2 May 2024
Focus on Innovation Can Provide Needed New Approaches in Forestry
Felton, California, US / Casey Horner
story highlights

UNFF 19 will review what is known as the International Arrangement on Forests and its contributions to implementation of the UN Strategic Plan for Forests 2017-2030.

COFO 27 will focus on accelerating the contributions of forests to the SDGs through innovation, led by debate on FAO’s flagship report, ‘The State of the World’s Forests,’ which analyzes forest sector innovations towards a more sustainable future.

Complementing each other, UNFF 19 and COFO 27 will play important roles towards accelerating the contributions of forests to the SDGs, the Global Forest Goals, and other commitments.

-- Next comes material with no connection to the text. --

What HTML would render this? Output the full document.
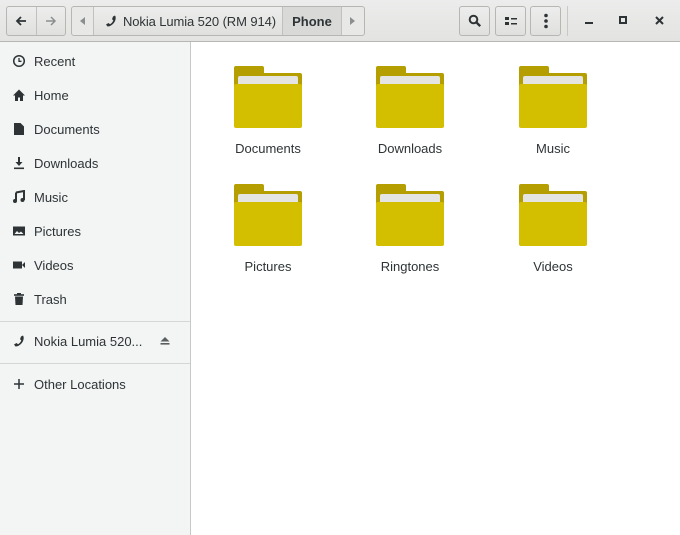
<!DOCTYPE html>
<html><head><style>
*{box-sizing:border-box;margin:0;padding:0}
body{width:680px;height:535px;overflow:hidden;background:#fff;font-family:"Liberation Sans","DejaVu Sans",sans-serif;font-size:13px;color:#2e3436;position:relative}
.hb{position:absolute;left:0;top:0;width:680px;height:42px;background:linear-gradient(#ececec,#e3e3e1);border-bottom:1px solid #b6b6b3}
.btn{position:absolute;top:6px;height:30px;border:1px solid #b6b6b3;border-radius:3px;background:linear-gradient(#ededed,#e0e0de);display:flex;align-items:center;justify-content:center}
.side{position:absolute;left:0;top:42px;width:191px;height:493px;background:#f3f4f4;border-right:1px solid #c8c8c6}
.it{position:absolute;left:0;width:190px;height:34px;display:flex;align-items:center;padding-left:12px;white-space:nowrap}
.it svg{width:14px;height:14px;margin-right:8px}
.sep{position:absolute;left:0;width:190px;height:1px;background:#d6d6d4}
.f{position:absolute;width:120px;text-align:center}
.f .ic{position:relative;width:68px;height:62px;margin:0 auto}
.f .lb{margin-top:13px}
</style></head><body>
<div class="hb">
 <div class="btn" style="left:6px;width:60px;padding:0">
  <div style="width:30px;height:28px;display:flex;align-items:center;justify-content:center;border-right:1px solid #c0c0be"><svg width="14" height="14" viewBox="0 0 14 14"><path d="M12 7H3M7 3L3 7l4 4" stroke="#2e3436" stroke-width="1.8" fill="none"/></svg></div>
  <div style="width:29px;height:28px;display:flex;align-items:center;justify-content:center"><svg width="14" height="14" viewBox="0 0 14 14"><path d="M2 7h9M7 3l4 4-4 4" stroke="#8b8e8f" stroke-width="1.5" fill="none"/></svg></div>
 </div>
 <div class="btn" style="left:71px;width:294px;justify-content:flex-start;background:#e8e8e7">
  <div style="width:22px;height:28px;display:flex;align-items:center;justify-content:center;border-right:1px solid #c0c0be"><svg width="6" height="8"><path d="M5 0v8L0 4z" fill="#8b8e8f"/></svg></div>
  <div style="width:189px;height:28px;display:flex;align-items:center;padding-left:10px;background:linear-gradient(#ededed,#e0e0de);border-right:1px solid #c0c0be;font-size:13px;white-space:nowrap;letter-spacing:-0.1px"><svg width="14" height="14" viewBox="0 0 14 14" style="margin-right:5px;flex:none"><path d="M11 1.5c1 1.5 1 4-0.5 6.5-1.7 2.8-4.5 4.5-7 4.5L2 10.5l2.5-1.5 1.5 1.2c1.5-0.8 2.8-2.3 3.3-4L8 5.3 9 2.5z" fill="#2e3436"/></svg>Nokia Lumia 520 (RM 914)</div>
  <div style="width:59px;height:28px;display:flex;align-items:center;justify-content:center;font-weight:bold;background:#d9d9d7;border-right:1px solid #c0c0be">Phone</div>
  <div style="flex:1;display:flex;align-items:center;justify-content:center"><svg width="6" height="8"><path d="M0 0v8l5-4z" fill="#8b8e8f"/></svg></div>
 </div>
 <div class="btn" style="left:459px;width:31px"><svg width="14" height="14" viewBox="0 0 14 14"><circle cx="5.5" cy="5.5" r="3.8" stroke="#2e3436" stroke-width="2" fill="none"/><path d="M8.2 8.2l4 4" stroke="#2e3436" stroke-width="2.4"/></svg></div>
 <div class="btn" style="left:495px;width:31px"><svg width="14" height="14" viewBox="0 0 14 14"><rect x="1" y="3" width="4" height="3" fill="#2e3436"/><rect x="1" y="8" width="4" height="3" fill="#2e3436"/><rect x="7" y="4" width="6" height="1.5" fill="#2e3436"/><rect x="7" y="9" width="6" height="1.5" fill="#2e3436"/></svg></div>
 <div class="btn" style="left:530px;width:31px"><svg width="6" height="16"><circle cx="3" cy="2.5" r="1.8" fill="#2e3436"/><circle cx="3" cy="8" r="1.8" fill="#2e3436"/><circle cx="3" cy="13.5" r="1.8" fill="#2e3436"/></svg></div>
 <div style="position:absolute;left:567px;top:6px;width:1px;height:30px;background:#c8c8c6"></div>
 <div style="position:absolute;left:585px;top:22px;width:8px;height:2px;background:#2e3436"></div>
 <div style="position:absolute;left:619px;top:16px;width:8px;height:8px;border:2px solid #2e3436"></div>
 <svg style="position:absolute;left:655px;top:16px" width="9" height="9"><path d="M1 1l7 7M8 1L1 8" stroke="#2e3436" stroke-width="2"/></svg>
</div>
<div class="side">
 <div class="it" style="top:2px"><svg viewBox="0 0 14 14"><circle cx="7" cy="7" r="5.3" stroke="#2e3436" stroke-width="1.5" fill="none"/><path d="M7 4v3.3h2.5" stroke="#2e3436" stroke-width="1.3" fill="none"/></svg>Recent</div>
 <div class="it" style="top:36px"><svg viewBox="0 0 14 14"><path d="M7 1.5L1 7.5h2V13h3V9.5h2V13h3V7.5h2z" fill="#2e3436"/></svg>Home</div>
 <div class="it" style="top:70px"><svg viewBox="0 0 14 14"><path d="M2 1h6.5L12 4.5V13H2z" fill="#2e3436"/></svg>Documents</div>
 <div class="it" style="top:104px"><svg viewBox="0 0 14 14"><path d="M6 1h2v5h2.5L7 10 3.5 6H6z" fill="#2e3436"/><rect x="2" y="11.5" width="10" height="1.6" fill="#2e3436"/></svg>Downloads</div>
 <div class="it" style="top:138px"><svg viewBox="0 0 14 14"><path d="M4 2.5l8-1.5v9" stroke="#2e3436" stroke-width="2" fill="none"/><path d="M4 2.5V11" stroke="#2e3436" stroke-width="2"/><circle cx="3" cy="11" r="2" fill="#2e3436"/><circle cx="10.5" cy="10" r="2" fill="#2e3436"/></svg>Music</div>
 <div class="it" style="top:172px"><svg viewBox="0 0 14 14"><rect x="1" y="2.5" width="12" height="9" fill="#2e3436"/><path d="M2.5 10l2.5-3 2 2 2-1.5 2.5 2.5z" fill="#f3f4f4"/></svg>Pictures</div>
 <div class="it" style="top:206px"><svg viewBox="0 0 14 14"><rect x="1" y="3.5" width="9" height="7" fill="#2e3436"/><path d="M10 7l3-3v6z" fill="#2e3436"/></svg>Videos</div>
 <div class="it" style="top:240px"><svg viewBox="0 0 14 14"><rect x="2" y="2.2" width="10" height="1.6" fill="#2e3436"/><rect x="5" y="1" width="4" height="1.5" fill="#2e3436"/><path d="M3 4.5h8l-.5 8.5h-7z" fill="#2e3436"/></svg>Trash</div>
 <div class="sep" style="top:279px"></div>
 <div class="it" style="top:282px"><svg viewBox="0 0 14 14"><path d="M11 1.5c1 1.5 1 4-0.5 6.5-1.7 2.8-4.5 4.5-7 4.5L2 10.5l2.5-1.5 1.5 1.2c1.5-0.8 2.8-2.3 3.3-4L8 5.3 9 2.5z" fill="#2e3436"/></svg>Nokia Lumia 520...<svg viewBox="0 0 14 14" style="position:absolute;left:158px;margin:0"><path d="M7 3l4.5 4.5h-9z" fill="#5a5e5f"/><rect x="2.5" y="9" width="9" height="1.6" fill="#5a5e5f"/></svg></div>
 <div class="sep" style="top:321px"></div>
 <div class="it" style="top:325px"><svg viewBox="0 0 14 14"><path d="M7 2v10M2 7h10" stroke="#2e3436" stroke-width="1.5"/></svg>Other Locations</div>
</div>
<div class="f" style="left:208px;top:66px"><div class="ic"><svg width="68" height="62"><path d="M2 0h26a2 2 0 0 1 2 2v5h36a2 2 0 0 1 2 2v20H0V2a2 2 0 0 1 2-2z" fill="#b59f00"/><rect x="4" y="10" width="60" height="12" rx="2" fill="#e4e4e2"/><rect x="0" y="18" width="68" height="44" rx="2" fill="#d4be00"/></svg></div><div class="lb">Documents</div></div>
<div class="f" style="left:350px;top:66px"><div class="ic"><svg width="68" height="62"><path d="M2 0h26a2 2 0 0 1 2 2v5h36a2 2 0 0 1 2 2v20H0V2a2 2 0 0 1 2-2z" fill="#b59f00"/><rect x="4" y="10" width="60" height="12" rx="2" fill="#e4e4e2"/><rect x="0" y="18" width="68" height="44" rx="2" fill="#d4be00"/></svg></div><div class="lb">Downloads</div></div>
<div class="f" style="left:493px;top:66px"><div class="ic"><svg width="68" height="62"><path d="M2 0h26a2 2 0 0 1 2 2v5h36a2 2 0 0 1 2 2v20H0V2a2 2 0 0 1 2-2z" fill="#b59f00"/><rect x="4" y="10" width="60" height="12" rx="2" fill="#e4e4e2"/><rect x="0" y="18" width="68" height="44" rx="2" fill="#d4be00"/></svg></div><div class="lb">Music</div></div>
<div class="f" style="left:208px;top:184px"><div class="ic"><svg width="68" height="62"><path d="M2 0h26a2 2 0 0 1 2 2v5h36a2 2 0 0 1 2 2v20H0V2a2 2 0 0 1 2-2z" fill="#b59f00"/><rect x="4" y="10" width="60" height="12" rx="2" fill="#e4e4e2"/><rect x="0" y="18" width="68" height="44" rx="2" fill="#d4be00"/></svg></div><div class="lb">Pictures</div></div>
<div class="f" style="left:350px;top:184px"><div class="ic"><svg width="68" height="62"><path d="M2 0h26a2 2 0 0 1 2 2v5h36a2 2 0 0 1 2 2v20H0V2a2 2 0 0 1 2-2z" fill="#b59f00"/><rect x="4" y="10" width="60" height="12" rx="2" fill="#e4e4e2"/><rect x="0" y="18" width="68" height="44" rx="2" fill="#d4be00"/></svg></div><div class="lb">Ringtones</div></div>
<div class="f" style="left:493px;top:184px"><div class="ic"><svg width="68" height="62"><path d="M2 0h26a2 2 0 0 1 2 2v5h36a2 2 0 0 1 2 2v20H0V2a2 2 0 0 1 2-2z" fill="#b59f00"/><rect x="4" y="10" width="60" height="12" rx="2" fill="#e4e4e2"/><rect x="0" y="18" width="68" height="44" rx="2" fill="#d4be00"/></svg></div><div class="lb">Videos</div></div>
</body></html>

By Malgorzata Buszko-Briggs, Senior Forestry Officer, FAO

The world’s countries, and many international organizations and forest stakeholders, will meet next week in New York, US, for the 19th session of the UN Forum on Forests (UNFF). This crucial meeting will seek to inject new ideas and further urgency into the quest to scale up forest-based solutions to global challenges.

Forests and trees are our allies in fighting climate change, conserving biodiversity, and transforming agrifood systems to make them more sustainable. Forest-based solutions are an essential ingredient for achieving SDGs 1 (no poverty), 2 (zero hunger), 13 (climate action), 15 (life on land), and many others.

UNFF 19 will review what is known as the International Arrangement on Forests and its contributions to implementation of the UN Strategic Plan for Forests 2017-2030 (UNSPF). This plan sets out six Global Forest Goals to be achieved by 2030. Progress has been made towards these goals, but there is still a long way to go.

For example, despite recent significant reductions in deforestation in some countries, the world is still far short of the target of increasing forest cover by 3% by 2030. Moreover, forests themselves are under pressure from climate change and other stressors, such as increasingly severe wildfires and pest attacks.

There is an urgent need to confront the threats to forests while scaling up solutions to match the magnitude of the challenges. This, in turn, will need innovative approaches and ever-stronger partnerships.

At UNFF 19, ministers and other high-level representatives responsible for forests are expected to adopt a ministerial declaration and what is called an “omnibus” resolution.

The Collaborative Partnership on Forests (CPF), which is part of the International Arrangement on Forests, is an inter-agency partnership of 16 international organizations, institutions, and secretariats working on substantial programmes and initiatives around forests. At UNFF 19, it will reaffirm its commitment to the CPF Joint Call to Action, issued last year, which is a clarion call for heightened commitment and concerted efforts to fortify forest-based solutions for achieving the SDGs and the Global Forest Goals by 2030.

Fostering responsible innovation will be central to the 27th session of FAO’s highest statutory body on forests, the Committee on Forestry (COFO), which will be held in July in conjunction with the ninth World Forest Week.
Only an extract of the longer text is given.